++++ COLLECTED MATERIAL ++++

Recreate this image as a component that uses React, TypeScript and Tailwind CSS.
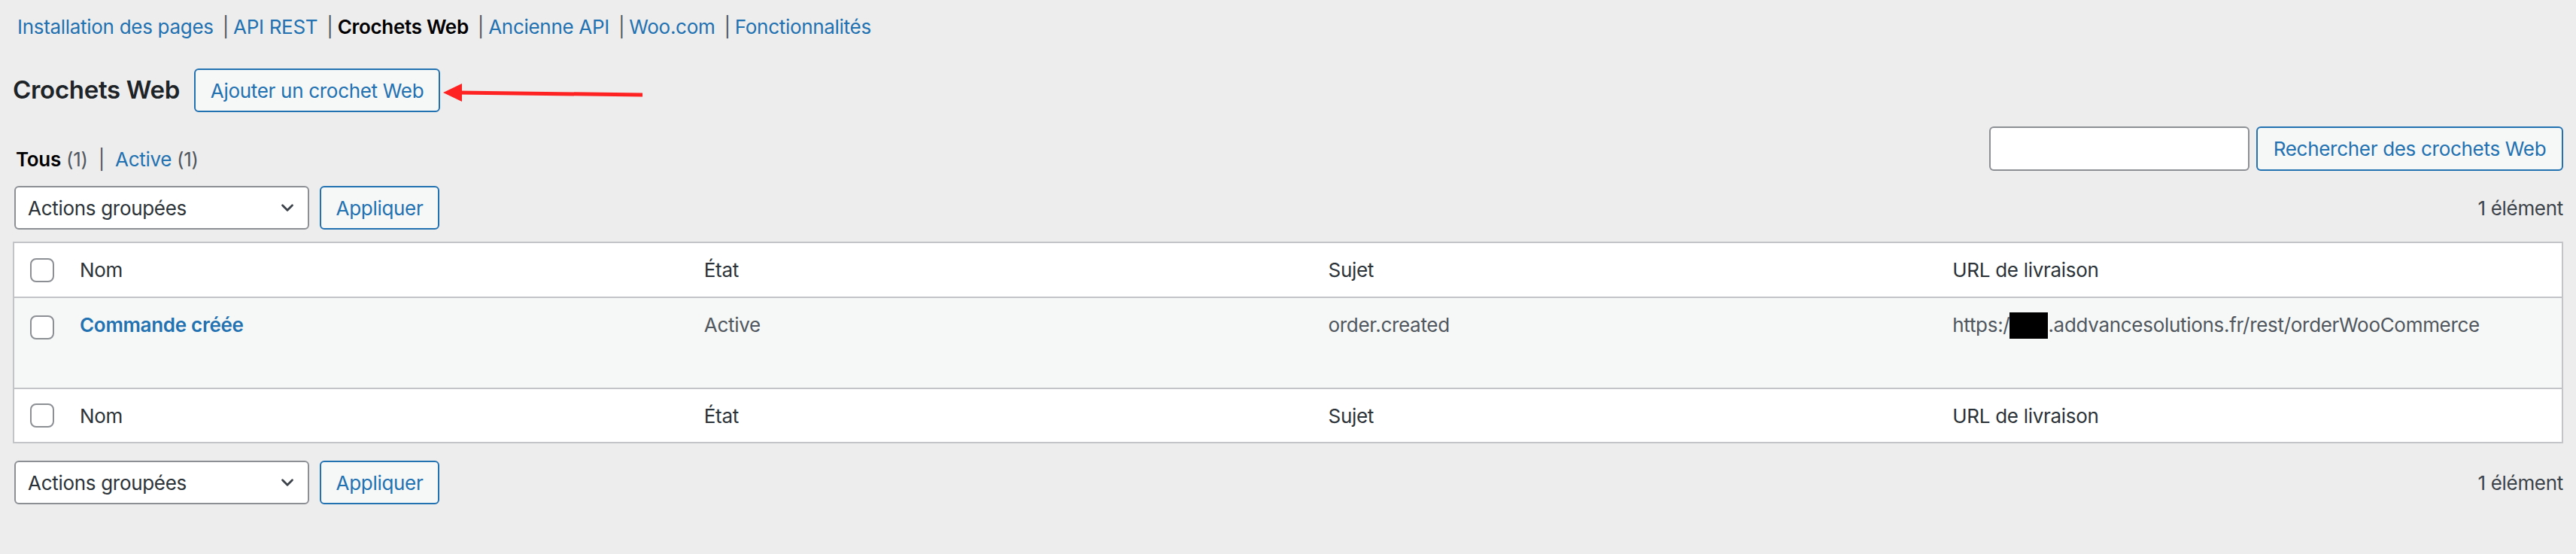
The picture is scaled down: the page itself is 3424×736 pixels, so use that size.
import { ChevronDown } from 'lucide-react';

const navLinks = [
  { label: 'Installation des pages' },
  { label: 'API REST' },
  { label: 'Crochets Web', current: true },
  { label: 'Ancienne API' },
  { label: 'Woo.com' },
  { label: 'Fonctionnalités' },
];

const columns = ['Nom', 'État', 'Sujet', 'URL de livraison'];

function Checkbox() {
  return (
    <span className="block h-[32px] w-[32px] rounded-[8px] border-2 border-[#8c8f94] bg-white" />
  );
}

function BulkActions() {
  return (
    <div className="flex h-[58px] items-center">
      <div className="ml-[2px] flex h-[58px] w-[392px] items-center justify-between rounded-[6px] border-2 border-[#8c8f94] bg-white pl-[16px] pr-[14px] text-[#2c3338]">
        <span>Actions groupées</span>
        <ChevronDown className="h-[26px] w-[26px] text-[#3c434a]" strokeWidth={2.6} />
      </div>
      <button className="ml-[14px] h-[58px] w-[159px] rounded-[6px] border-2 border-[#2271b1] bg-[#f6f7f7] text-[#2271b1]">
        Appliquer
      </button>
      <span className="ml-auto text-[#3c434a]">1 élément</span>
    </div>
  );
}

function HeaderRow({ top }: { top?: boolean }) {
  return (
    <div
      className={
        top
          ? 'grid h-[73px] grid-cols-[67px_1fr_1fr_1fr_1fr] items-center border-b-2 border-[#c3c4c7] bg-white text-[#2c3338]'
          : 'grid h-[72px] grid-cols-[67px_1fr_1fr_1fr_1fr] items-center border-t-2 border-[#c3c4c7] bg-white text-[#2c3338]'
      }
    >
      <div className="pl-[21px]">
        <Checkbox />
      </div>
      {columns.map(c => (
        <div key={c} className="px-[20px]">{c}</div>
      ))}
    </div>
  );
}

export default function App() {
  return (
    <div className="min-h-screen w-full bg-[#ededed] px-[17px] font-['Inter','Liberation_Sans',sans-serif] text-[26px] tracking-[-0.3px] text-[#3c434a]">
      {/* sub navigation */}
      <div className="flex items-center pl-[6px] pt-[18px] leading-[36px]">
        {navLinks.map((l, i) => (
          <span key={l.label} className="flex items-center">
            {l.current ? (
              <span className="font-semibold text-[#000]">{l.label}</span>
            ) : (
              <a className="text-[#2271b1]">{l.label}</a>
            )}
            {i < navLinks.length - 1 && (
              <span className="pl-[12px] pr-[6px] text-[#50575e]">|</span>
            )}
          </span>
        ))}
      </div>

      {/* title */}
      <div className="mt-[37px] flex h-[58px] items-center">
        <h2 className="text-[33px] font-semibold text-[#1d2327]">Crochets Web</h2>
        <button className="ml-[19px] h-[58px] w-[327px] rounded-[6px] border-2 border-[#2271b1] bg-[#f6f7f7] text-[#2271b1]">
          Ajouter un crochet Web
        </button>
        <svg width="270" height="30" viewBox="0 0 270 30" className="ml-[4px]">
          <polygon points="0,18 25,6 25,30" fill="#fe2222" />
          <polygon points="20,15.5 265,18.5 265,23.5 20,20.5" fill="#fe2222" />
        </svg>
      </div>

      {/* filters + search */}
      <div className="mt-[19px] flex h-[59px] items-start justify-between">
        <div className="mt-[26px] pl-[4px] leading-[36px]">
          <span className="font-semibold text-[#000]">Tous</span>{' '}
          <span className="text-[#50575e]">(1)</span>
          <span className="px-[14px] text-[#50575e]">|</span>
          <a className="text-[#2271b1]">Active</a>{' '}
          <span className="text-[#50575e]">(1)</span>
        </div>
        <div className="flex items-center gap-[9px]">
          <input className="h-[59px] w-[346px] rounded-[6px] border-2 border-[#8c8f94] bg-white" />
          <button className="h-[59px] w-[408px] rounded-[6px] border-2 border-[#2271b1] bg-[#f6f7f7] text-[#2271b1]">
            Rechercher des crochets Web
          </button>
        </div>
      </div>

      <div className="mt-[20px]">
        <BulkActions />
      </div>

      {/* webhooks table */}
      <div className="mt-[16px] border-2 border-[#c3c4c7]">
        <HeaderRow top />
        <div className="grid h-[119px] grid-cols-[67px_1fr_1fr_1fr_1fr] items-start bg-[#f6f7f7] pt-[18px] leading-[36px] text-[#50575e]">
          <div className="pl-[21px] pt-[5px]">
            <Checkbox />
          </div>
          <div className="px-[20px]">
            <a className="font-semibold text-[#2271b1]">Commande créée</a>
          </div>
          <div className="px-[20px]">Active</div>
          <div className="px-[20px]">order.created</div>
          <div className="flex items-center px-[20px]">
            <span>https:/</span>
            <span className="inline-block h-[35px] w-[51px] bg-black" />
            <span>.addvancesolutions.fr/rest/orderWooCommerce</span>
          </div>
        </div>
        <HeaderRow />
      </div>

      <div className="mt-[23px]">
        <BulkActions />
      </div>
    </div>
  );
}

++++

EXERCISE TASK = Transcribe the whole listing exactly. Pictures stay out of your copy.

PROBLEM SOLUTION =
Recreate this image as a component that uses React, TypeScript and Tailwind CSS.
The picture is scaled down: the page itself is 3424×736 pixels, so use that size.
import { ChevronDown } from 'lucide-react';

const navLinks = [
  { label: 'Installation des pages' },
  { label: 'API REST' },
  { label: 'Crochets Web', current: true },
  { label: 'Ancienne API' },
  { label: 'Woo.com' },
  { label: 'Fonctionnalités' },
];

const columns = ['Nom', 'État', 'Sujet', 'URL de livraison'];

function Checkbox() {
  return (
    <span className="block h-[32px] w-[32px] rounded-[8px] border-2 border-[#8c8f94] bg-white" />
  );
}

function BulkActions() {
  return (
    <div className="flex h-[58px] items-center">
      <div className="ml-[2px] flex h-[58px] w-[392px] items-center justify-between rounded-[6px] border-2 border-[#8c8f94] bg-white pl-[16px] pr-[14px] text-[#2c3338]">
        <span>Actions groupées</span>
        <ChevronDown className="h-[26px] w-[26px] text-[#3c434a]" strokeWidth={2.6} />
      </div>
      <button className="ml-[14px] h-[58px] w-[159px] rounded-[6px] border-2 border-[#2271b1] bg-[#f6f7f7] text-[#2271b1]">
        Appliquer
      </button>
      <span className="ml-auto text-[#3c434a]">1 élément</span>
    </div>
  );
}

function HeaderRow({ top }: { top?: boolean }) {
  return (
    <div
      className={
        top
          ? 'grid h-[73px] grid-cols-[67px_1fr_1fr_1fr_1fr] items-center border-b-2 border-[#c3c4c7] bg-white text-[#2c3338]'
          : 'grid h-[72px] grid-cols-[67px_1fr_1fr_1fr_1fr] items-center border-t-2 border-[#c3c4c7] bg-white text-[#2c3338]'
      }
    >
      <div className="pl-[21px]">
        <Checkbox />
      </div>
      {columns.map(c => (
        <div key={c} className="px-[20px]">{c}</div>
      ))}
    </div>
  );
}

export default function App() {
  return (
    <div className="min-h-screen w-full bg-[#ededed] px-[17px] font-['Inter','Liberation_Sans',sans-serif] text-[26px] tracking-[-0.3px] text-[#3c434a]">
      {/* sub navigation */}
      <div className="flex items-center pl-[6px] pt-[18px] leading-[36px]">
        {navLinks.map((l, i) => (
          <span key={l.label} className="flex items-center">
            {l.current ? (
              <span className="font-semibold text-[#000]">{l.label}</span>
            ) : (
              <a className="text-[#2271b1]">{l.label}</a>
            )}
            {i < navLinks.length - 1 && (
              <span className="pl-[12px] pr-[6px] text-[#50575e]">|</span>
            )}
          </span>
        ))}
      </div>

      {/* title */}
      <div className="mt-[37px] flex h-[58px] items-center">
        <h2 className="text-[33px] font-semibold text-[#1d2327]">Crochets Web</h2>
        <button className="ml-[19px] h-[58px] w-[327px] rounded-[6px] border-2 border-[#2271b1] bg-[#f6f7f7] text-[#2271b1]">
          Ajouter un crochet Web
        </button>
        <svg width="270" height="30" viewBox="0 0 270 30" className="ml-[4px]">
          <polygon points="0,18 25,6 25,30" fill="#fe2222" />
          <polygon points="20,15.5 265,18.5 265,23.5 20,20.5" fill="#fe2222" />
        </svg>
      </div>

      {/* filters + search */}
      <div className="mt-[19px] flex h-[59px] items-start justify-between">
        <div className="mt-[26px] pl-[4px] leading-[36px]">
          <span className="font-semibold text-[#000]">Tous</span>{' '}
          <span className="text-[#50575e]">(1)</span>
          <span className="px-[14px] text-[#50575e]">|</span>
          <a className="text-[#2271b1]">Active</a>{' '}
          <span className="text-[#50575e]">(1)</span>
        </div>
        <div className="flex items-center gap-[9px]">
          <input className="h-[59px] w-[346px] rounded-[6px] border-2 border-[#8c8f94] bg-white" />
          <button className="h-[59px] w-[408px] rounded-[6px] border-2 border-[#2271b1] bg-[#f6f7f7] text-[#2271b1]">
            Rechercher des crochets Web
          </button>
        </div>
      </div>

      <div className="mt-[20px]">
        <BulkActions />
      </div>

      {/* webhooks table */}
      <div className="mt-[16px] border-2 border-[#c3c4c7]">
        <HeaderRow top />
        <div className="grid h-[119px] grid-cols-[67px_1fr_1fr_1fr_1fr] items-start bg-[#f6f7f7] pt-[18px] leading-[36px] text-[#50575e]">
          <div className="pl-[21px] pt-[5px]">
            <Checkbox />
          </div>
          <div className="px-[20px]">
            <a className="font-semibold text-[#2271b1]">Commande créée</a>
          </div>
          <div className="px-[20px]">Active</div>
          <div className="px-[20px]">order.created</div>
          <div className="flex items-center px-[20px]">
            <span>https:/</span>
            <span className="inline-block h-[35px] w-[51px] bg-black" />
            <span>.addvancesolutions.fr/rest/orderWooCommerce</span>
          </div>
        </div>
        <HeaderRow />
      </div>

      <div className="mt-[23px]">
        <BulkActions />
      </div>
    </div>
  );
}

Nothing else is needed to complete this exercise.